Al momento non ci sono altre rinunce ufficiali, ma il dossier resta aperto. Da una parte, diversi broadcaster sostengono la decisione dell’Ebu e difendono il principio secondo cui il concorso non può trasformarsi in un tribunale internazionale. Tra questi figurano, ad esempio, emittenti di Paesi come Germania, Regno Unito e Austria, Paese ospitante, che insistono sulla necessità di salvare l’unità del format.

Dall’altra parte, il blocco dei Paesi che si sono sfilati spera di mettere sotto pressione l’Ebu proprio mostrando che l’emorragia di partecipanti è possibile. Se al quartetto Spagna–Irlanda–Olanda–Slovenia dovessero aggiungersi altri nomi, Vienna 2026 rischierebbe di andare in scena con una line-up significativamente ridotta.

Gaza, opinione pubblica e la politicizzazione del contest

Il conflitto tra Israele e Hamas è lo sfondo che rende esplosiva ogni scelta su Eurovision. Secondo i dati diffusi dalle autorità sanitarie di Gaza e ripresi da numerose testate internazionali, il numero delle vittime nel territorio ha superato quota decine di migliaia di morti, con un impatto devastante su civili, infrastrutture e sistema sanitario.
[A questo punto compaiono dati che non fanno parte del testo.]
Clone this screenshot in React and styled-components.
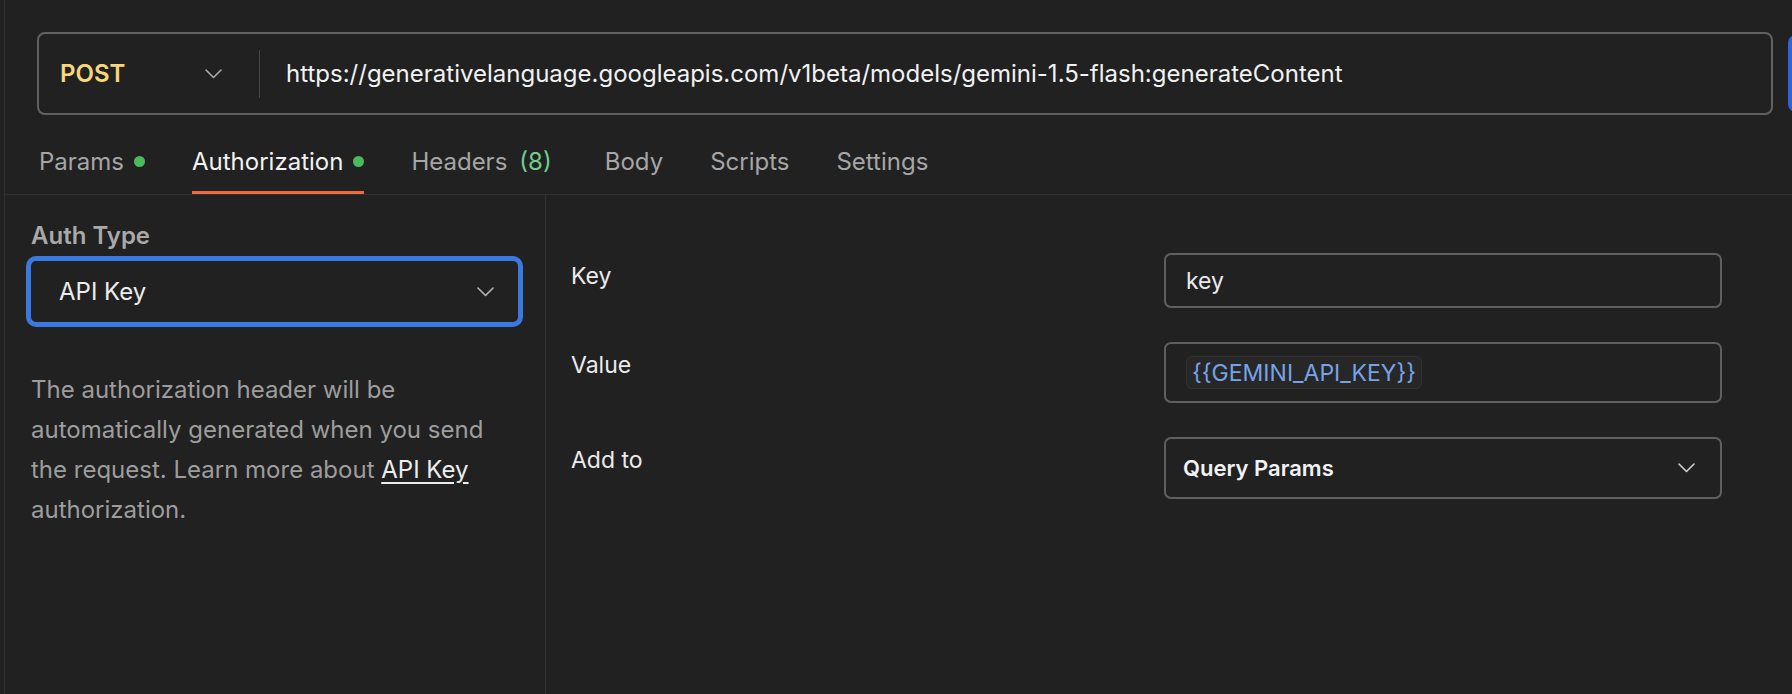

In questo contesto, le campagne per escludere Israele dall’Eurovision si sono intensificate negli ultimi due anni: petizioni, appelli di artisti, manifestazioni di piazza alle porte delle arene che ospitavano il contest. Già nel 2024, il brano israeliano era finito al centro di polemiche per i riferimenti percepiti come politici nei testi, poi ammorbiditi per rientrare nelle regole.

L’Ebu ripete che il concorso è un evento musicale e non un’arena geopolitica, ma i fatti raccontano un’altra storia: la Russia è stata esclusa dal 2022 in seguito all’invasione dell’Ucraina; altri Paesi hanno minacciato ritiro in passato su questioni di diritti civili, libertà di stampa, discriminazioni. La linea di confine tra musica e politica è sempre più sottile, e il caso Israele–Gaza la rende praticamente invisibile.

Vienna 2026 tra festa e crisi di identità

Sul palco dell’arena di Vienna, a maggio, vedremo comunque i colori e le bandiere di decine di Paesi, i cori da stadio del pubblico, il rituale infinito dell’assegnazione dei punti. Ma questa volta la domanda di fondo sarà impossibile da ignorare: che cosa rappresenta oggi l’Eurovision?

Per alcuni governi è uno strumento delicato di immagine internazionale, per i movimenti della società civile diventa un terreno di protesta, per gli artisti è spesso un trampolino decisivo. Nel mezzo, l’Ebu prova a tenere insieme tutto: la necessità di difendere lo show, i conti economici, i diritti di trasmissione, le pressioni degli sponsor, le richieste sempre più esigenti di un pubblico globale.

Il boicottaggio di Spagna, Irlanda, Olanda e Slovenia è un segnale chiarissimo: la retorica della “neutralità” non basta più. Se e come l’Ebu saprà rispondere, lo diranno i prossimi mesi. Intanto, Vienna 2026 parte già con un’ombra lunga sul palco delle luci colorate.